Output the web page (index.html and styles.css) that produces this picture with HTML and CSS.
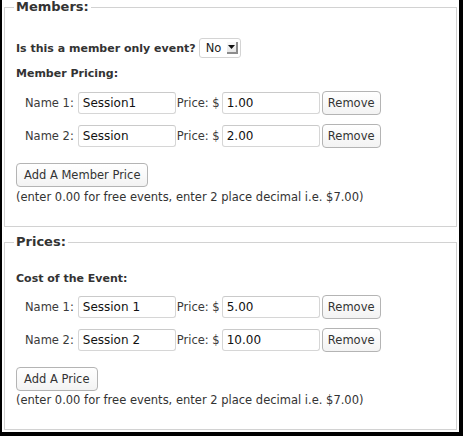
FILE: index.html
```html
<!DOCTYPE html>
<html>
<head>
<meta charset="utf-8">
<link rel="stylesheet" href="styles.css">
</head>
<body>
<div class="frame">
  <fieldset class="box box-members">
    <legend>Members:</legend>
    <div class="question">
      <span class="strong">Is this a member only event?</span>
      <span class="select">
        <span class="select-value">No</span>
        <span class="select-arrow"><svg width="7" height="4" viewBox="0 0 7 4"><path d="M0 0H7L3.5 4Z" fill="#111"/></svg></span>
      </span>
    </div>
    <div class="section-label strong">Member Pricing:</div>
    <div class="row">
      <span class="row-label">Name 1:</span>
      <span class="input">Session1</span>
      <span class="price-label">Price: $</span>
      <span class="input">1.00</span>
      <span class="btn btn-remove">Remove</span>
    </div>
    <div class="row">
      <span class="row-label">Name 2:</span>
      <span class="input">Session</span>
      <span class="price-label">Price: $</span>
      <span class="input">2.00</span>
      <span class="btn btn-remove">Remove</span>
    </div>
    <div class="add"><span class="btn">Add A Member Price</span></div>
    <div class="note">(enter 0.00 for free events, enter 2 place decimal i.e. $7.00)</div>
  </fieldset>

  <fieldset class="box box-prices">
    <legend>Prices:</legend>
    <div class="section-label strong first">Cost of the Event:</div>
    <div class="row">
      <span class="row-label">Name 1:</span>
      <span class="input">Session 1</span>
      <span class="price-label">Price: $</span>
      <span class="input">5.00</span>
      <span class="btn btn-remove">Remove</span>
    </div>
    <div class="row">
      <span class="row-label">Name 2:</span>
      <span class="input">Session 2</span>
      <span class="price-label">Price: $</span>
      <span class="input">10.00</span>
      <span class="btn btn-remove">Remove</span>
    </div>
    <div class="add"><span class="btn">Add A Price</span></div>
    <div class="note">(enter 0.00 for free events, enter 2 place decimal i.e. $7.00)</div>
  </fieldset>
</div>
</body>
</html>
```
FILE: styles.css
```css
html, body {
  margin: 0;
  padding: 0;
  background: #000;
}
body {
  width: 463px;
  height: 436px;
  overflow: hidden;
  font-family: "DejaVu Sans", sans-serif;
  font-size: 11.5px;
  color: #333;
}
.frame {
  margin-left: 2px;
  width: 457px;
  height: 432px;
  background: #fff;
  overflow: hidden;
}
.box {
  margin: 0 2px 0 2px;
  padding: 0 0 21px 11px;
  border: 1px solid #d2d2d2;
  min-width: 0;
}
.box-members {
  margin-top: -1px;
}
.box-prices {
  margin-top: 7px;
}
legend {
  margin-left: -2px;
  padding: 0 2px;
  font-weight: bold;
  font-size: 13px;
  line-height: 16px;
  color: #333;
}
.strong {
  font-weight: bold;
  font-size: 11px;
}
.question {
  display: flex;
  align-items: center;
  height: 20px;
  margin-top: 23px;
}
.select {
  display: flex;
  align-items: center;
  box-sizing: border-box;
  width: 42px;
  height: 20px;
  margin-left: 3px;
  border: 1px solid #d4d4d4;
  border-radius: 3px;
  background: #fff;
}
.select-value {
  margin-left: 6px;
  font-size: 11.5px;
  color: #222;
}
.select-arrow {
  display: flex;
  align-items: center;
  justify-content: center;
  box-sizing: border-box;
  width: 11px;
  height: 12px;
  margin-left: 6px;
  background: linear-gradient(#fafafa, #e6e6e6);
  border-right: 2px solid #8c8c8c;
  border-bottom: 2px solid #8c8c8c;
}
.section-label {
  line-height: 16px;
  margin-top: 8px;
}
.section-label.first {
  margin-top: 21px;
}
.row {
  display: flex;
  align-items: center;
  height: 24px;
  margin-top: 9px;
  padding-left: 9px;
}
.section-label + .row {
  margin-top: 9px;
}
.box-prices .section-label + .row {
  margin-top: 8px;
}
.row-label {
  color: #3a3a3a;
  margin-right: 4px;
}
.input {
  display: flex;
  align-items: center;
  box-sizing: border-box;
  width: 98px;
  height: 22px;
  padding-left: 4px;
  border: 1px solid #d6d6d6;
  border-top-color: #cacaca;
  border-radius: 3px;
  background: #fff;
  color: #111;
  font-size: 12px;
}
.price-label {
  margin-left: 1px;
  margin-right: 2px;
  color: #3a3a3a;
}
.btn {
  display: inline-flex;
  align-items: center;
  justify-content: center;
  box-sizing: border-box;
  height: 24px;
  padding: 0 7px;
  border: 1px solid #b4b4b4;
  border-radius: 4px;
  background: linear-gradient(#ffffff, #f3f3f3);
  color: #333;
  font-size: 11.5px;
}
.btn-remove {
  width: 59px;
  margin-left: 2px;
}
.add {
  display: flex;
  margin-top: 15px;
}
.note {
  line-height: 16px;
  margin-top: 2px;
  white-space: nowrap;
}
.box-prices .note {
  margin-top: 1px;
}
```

---

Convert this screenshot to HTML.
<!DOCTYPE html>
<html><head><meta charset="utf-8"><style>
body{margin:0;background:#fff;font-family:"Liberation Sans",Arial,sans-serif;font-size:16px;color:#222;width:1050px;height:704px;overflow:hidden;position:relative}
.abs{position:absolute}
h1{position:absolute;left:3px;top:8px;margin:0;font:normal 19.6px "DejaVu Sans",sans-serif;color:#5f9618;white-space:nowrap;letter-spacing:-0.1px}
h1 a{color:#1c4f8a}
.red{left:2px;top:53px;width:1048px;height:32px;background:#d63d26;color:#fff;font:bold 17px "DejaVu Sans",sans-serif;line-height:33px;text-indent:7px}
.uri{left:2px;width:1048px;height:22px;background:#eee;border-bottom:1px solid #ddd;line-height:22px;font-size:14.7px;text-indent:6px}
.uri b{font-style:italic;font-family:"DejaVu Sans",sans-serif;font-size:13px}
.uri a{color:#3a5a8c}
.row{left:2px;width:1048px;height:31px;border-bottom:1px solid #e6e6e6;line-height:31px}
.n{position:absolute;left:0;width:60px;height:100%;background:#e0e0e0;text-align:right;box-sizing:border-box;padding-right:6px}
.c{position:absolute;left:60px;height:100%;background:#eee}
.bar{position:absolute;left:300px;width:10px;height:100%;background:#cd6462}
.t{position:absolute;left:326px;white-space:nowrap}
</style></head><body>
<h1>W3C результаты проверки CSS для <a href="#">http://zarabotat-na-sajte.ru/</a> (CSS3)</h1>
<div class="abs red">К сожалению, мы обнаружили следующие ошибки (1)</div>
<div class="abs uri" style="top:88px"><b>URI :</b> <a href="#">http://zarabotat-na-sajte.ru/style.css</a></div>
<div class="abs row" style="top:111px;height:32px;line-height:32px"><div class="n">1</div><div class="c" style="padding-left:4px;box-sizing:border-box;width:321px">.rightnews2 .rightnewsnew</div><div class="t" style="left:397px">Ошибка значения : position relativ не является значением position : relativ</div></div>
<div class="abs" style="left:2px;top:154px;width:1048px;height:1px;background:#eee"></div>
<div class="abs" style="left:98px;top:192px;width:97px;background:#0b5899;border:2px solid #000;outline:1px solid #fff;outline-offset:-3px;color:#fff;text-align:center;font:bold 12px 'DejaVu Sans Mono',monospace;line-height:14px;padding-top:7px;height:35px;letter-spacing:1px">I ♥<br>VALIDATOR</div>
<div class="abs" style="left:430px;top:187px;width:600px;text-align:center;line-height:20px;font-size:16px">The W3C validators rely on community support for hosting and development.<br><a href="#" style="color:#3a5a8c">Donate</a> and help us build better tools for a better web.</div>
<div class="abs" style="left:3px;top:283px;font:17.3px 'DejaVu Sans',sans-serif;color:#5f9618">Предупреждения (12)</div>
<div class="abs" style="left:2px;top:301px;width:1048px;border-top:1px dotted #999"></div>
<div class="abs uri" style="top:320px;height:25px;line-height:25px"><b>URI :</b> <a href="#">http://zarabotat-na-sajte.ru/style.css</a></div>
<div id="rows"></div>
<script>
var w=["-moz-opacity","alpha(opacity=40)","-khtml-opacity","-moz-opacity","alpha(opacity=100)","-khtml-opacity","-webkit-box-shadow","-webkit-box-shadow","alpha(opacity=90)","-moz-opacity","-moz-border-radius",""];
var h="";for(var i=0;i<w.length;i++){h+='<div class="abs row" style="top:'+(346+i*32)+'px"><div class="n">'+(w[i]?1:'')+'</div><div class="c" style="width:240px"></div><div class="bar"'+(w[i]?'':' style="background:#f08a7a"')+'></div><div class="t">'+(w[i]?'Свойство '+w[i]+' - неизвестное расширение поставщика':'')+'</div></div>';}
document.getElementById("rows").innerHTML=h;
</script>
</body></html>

...

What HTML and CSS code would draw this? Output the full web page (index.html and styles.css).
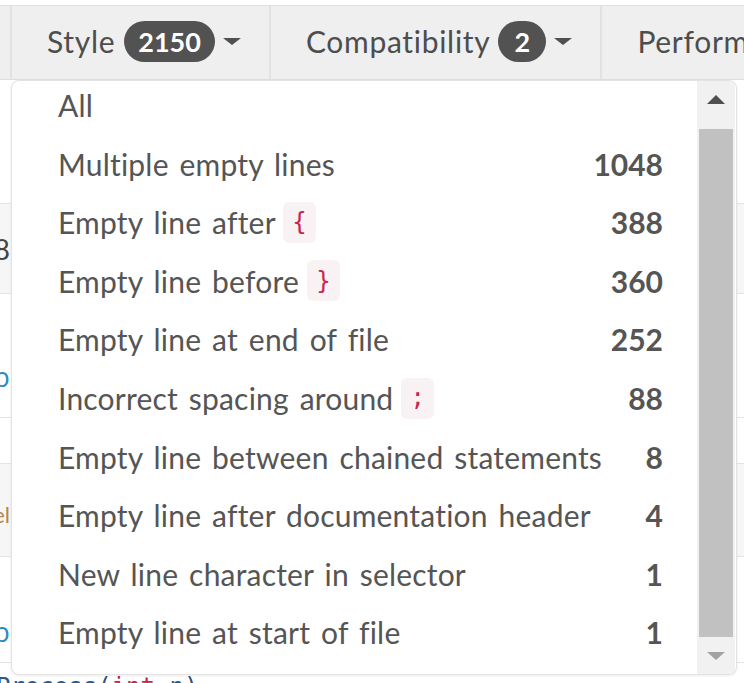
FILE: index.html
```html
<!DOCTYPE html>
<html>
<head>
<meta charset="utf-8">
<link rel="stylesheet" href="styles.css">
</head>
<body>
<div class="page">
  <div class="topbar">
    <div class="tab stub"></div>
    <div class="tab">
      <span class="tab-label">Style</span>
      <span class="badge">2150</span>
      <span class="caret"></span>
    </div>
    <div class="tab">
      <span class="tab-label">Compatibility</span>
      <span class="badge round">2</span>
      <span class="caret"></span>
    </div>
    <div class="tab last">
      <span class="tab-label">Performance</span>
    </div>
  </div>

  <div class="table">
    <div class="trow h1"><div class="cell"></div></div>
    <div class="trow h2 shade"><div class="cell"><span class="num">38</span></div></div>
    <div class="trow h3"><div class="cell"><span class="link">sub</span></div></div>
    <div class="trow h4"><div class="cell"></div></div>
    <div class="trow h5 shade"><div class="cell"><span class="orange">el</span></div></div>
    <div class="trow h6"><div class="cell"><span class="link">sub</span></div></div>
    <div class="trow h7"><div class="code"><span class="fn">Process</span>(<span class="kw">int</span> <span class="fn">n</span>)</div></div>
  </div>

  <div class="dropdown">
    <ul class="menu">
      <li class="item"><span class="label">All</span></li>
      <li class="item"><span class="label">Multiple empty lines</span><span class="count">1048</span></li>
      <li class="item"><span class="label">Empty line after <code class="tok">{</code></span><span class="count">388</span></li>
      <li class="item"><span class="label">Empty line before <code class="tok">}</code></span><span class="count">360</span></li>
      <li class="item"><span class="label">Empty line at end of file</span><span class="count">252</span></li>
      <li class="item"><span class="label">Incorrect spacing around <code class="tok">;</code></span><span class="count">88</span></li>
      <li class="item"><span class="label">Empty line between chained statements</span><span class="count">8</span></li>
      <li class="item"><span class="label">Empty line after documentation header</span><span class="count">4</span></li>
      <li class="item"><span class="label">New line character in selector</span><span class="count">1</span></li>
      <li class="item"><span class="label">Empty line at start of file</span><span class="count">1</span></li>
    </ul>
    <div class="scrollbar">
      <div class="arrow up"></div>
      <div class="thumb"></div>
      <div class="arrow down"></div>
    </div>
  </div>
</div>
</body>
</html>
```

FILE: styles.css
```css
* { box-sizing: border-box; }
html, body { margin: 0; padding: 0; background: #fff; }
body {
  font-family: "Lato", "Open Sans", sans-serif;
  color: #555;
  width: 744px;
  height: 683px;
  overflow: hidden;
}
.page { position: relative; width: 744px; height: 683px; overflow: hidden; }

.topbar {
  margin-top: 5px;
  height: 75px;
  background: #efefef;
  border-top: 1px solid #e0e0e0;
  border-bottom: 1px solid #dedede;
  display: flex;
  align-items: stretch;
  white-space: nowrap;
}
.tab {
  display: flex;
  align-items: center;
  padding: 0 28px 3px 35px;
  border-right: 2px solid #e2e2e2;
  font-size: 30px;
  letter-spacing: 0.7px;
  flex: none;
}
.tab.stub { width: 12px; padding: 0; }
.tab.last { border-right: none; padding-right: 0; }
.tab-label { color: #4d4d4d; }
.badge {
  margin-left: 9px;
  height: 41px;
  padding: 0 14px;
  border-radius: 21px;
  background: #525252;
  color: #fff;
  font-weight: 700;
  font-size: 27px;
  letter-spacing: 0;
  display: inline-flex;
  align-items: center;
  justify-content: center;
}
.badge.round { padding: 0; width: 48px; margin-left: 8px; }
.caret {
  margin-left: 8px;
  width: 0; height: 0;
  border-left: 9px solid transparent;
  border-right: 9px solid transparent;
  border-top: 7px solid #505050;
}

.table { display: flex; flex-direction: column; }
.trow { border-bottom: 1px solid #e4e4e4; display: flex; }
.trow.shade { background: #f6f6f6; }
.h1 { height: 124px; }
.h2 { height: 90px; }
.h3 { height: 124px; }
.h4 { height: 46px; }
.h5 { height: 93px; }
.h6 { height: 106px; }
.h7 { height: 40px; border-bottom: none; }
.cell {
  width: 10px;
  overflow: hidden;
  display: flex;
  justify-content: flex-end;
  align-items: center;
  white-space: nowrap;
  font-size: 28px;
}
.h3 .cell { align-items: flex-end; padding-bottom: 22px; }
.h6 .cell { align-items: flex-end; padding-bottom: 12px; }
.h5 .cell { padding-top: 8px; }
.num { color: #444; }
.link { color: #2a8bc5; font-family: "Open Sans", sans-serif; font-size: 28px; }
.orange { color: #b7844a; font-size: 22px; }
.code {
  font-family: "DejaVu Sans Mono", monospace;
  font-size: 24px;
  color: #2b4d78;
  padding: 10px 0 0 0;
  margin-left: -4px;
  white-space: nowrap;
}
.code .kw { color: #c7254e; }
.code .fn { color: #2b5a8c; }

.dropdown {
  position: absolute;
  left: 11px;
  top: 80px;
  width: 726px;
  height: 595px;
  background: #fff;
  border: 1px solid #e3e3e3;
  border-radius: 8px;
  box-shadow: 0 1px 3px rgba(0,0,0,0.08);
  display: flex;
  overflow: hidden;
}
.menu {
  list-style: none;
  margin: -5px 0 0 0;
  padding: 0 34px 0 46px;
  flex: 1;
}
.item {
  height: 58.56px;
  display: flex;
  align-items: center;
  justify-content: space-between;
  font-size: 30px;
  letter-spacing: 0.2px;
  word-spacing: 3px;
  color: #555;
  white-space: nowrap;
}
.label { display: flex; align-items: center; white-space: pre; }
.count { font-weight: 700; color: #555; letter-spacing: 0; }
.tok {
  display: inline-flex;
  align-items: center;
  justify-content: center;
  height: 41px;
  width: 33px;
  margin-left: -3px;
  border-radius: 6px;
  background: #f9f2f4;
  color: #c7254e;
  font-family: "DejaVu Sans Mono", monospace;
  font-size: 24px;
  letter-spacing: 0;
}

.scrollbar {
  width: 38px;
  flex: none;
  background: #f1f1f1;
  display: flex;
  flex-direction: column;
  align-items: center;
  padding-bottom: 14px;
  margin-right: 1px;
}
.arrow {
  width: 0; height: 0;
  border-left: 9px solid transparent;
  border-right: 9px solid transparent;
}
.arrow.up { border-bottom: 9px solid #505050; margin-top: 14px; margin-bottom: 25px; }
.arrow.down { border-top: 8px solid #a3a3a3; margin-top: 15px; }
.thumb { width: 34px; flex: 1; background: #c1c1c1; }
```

Exercise aim → In the listing, find each line with the string "index" and copy it.

Finished answer →
Output the web page (index.html and styles.css) that produces this picture with HTML and CSS.
FILE: index.html
What HTML and CSS code would draw this? Output the full web page (index.html and styles.css).
FILE: index.html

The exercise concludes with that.